As alianças serão fundamentais, como sempre acontece na política. Mas talvez elas tenham que passar por fusões rumo a 2022.
"Pode haver fusões rumo a 2022 diante de um quadro de pulverização de partidos, mas é importante lembrar que nosso sistema político permite esta pulverização e isso não ajuda na governabilidade. Mas há votos suficientes para que isso aconteça? Há outros problemas. Há uma regionalidade muito forte nos partidos e me pergunto se isso pressupõe um sentimento nacional, um alcance nacional. E vivemos hoje um presidencialismo de cooptação e não de coalizão como aconteceu, por exemplo, com Fernando Henrique. E há a cláusula de barreira que restringe ou impede a atuação parlamentar de um partido que não alcance um percentual de votos.
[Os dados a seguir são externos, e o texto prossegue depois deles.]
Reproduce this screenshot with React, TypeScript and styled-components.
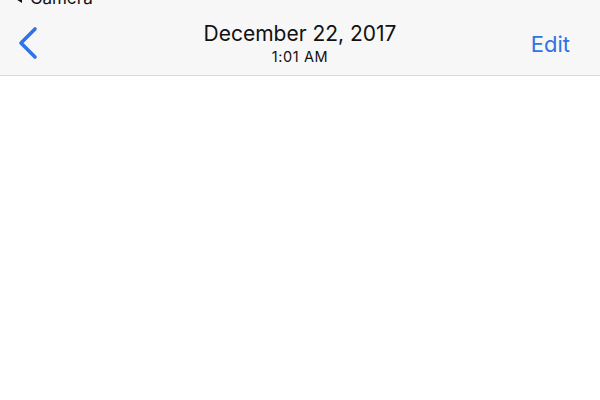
import React from "react";
import styled, { createGlobalStyle } from "styled-components";

const Global = createGlobalStyle`
  html, body { margin: 0; padding: 0; background: #ffffff; }
  body { font-family: "Inter", "Liberation Sans", sans-serif; width: 600px; height: 400px; overflow: hidden; }
`;

const Page = styled.div`
  width: 600px;
  height: 400px;
  display: flex;
  flex-direction: column;
  background: #ffffff;
  overflow: hidden;
`;

const NavBar = styled.header`
  position: relative;
  height: 75px;
  background: #f7f7f7;
  border-bottom: 1px solid #dadada;
  display: grid;
  grid-template-columns: 100px 1fr 100px;
  align-items: center;
`;

const StatusBack = styled.div`
  position: absolute;
  left: 15px;
  top: -12px;
  display: flex;
  align-items: center;
  gap: 8px;
  font-size: 17px;
  color: #111;
`;

const BackButton = styled.button`
  justify-self: start;
  margin-left: 16px;
  margin-top: 11px;
  background: none;
  border: none;
  padding: 0;
  display: flex;
  color: #2f73e6;
`;

const TitleBlock = styled.div`
  display: flex;
  flex-direction: column;
  align-items: center;
  margin-top: 12px;
  color: #111;
`;

const Title = styled.div`
  font-size: 21px;
  line-height: 25px;
`;

const Subtitle = styled.div`
  font-size: 14.5px;
  letter-spacing: 0.6px;
  line-height: 20px;
  margin-top: 1px;
`;

const EditButton = styled.button`
  justify-self: end;
  margin-right: 30px;
  margin-top: 12px;
  background: none;
  border: none;
  padding: 0;
  font-family: inherit;
  font-size: 22px;
  color: #2f73e6;
`;

const Content = styled.main`
  flex: 1;
  background: #ffffff;
`;

export default function App() {
  return (
    <>
      <Global />
      <Page>
        <NavBar>
          <StatusBack>
            <svg width="7" height="9" viewBox="0 0 7 9"><path d="M7 0 L0 4.5 L7 9 Z" fill="#111" /></svg>
            <span>Camera</span>
          </StatusBack>
          <BackButton aria-label="Back">
            <svg width="24" height="34" viewBox="0 0 24 34" fill="none">
              <path d="M19 3 L5 17 L19 31" stroke="currentColor" strokeWidth="3.6" strokeLinecap="round" strokeLinejoin="round" />
            </svg>
          </BackButton>
          <TitleBlock>
            <Title>December 22, 2017</Title>
            <Subtitle>1:01 AM</Subtitle>
          </TitleBlock>
          <EditButton>Edit</EditButton>
        </NavBar>
        <Content />
      </Page>
    </>
  );
}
Essa exigência de votação mínima significa perda de espaço para alguns partidos", explicou.
Bolsonarismo
No campo do centro e da direita, há uma nova realidade. Nenhum candidato essencialmente afinado com Bolsonaro venceu. Prando entende que é possível sim pensar num movimento de centro-direita sem Bolsonaro a partir do que aconteceu nas urnas.
"Mas é importante ressaltar que o bolsonarismo transcende Bolsonaro, ou seja, as visões que o eleitor dele tem sobre o país. O bolsonarismo pode persistir, o eleitor pode entender que o discurso polarizador pode ser bom para ganhar a eleição, mas sem esquecer por outro lado a prática administrativa", argumentou, encerrando com um lembrete. "É importante frisar que política não é um filme, é uma fotografia. E a foto, agora, revelou um caminho para o centro. Mas muita água ainda vai rolar pela frente. Claro que o filme de 2022 já começou, mas ainda falta muita coisa a ser vista", comentou.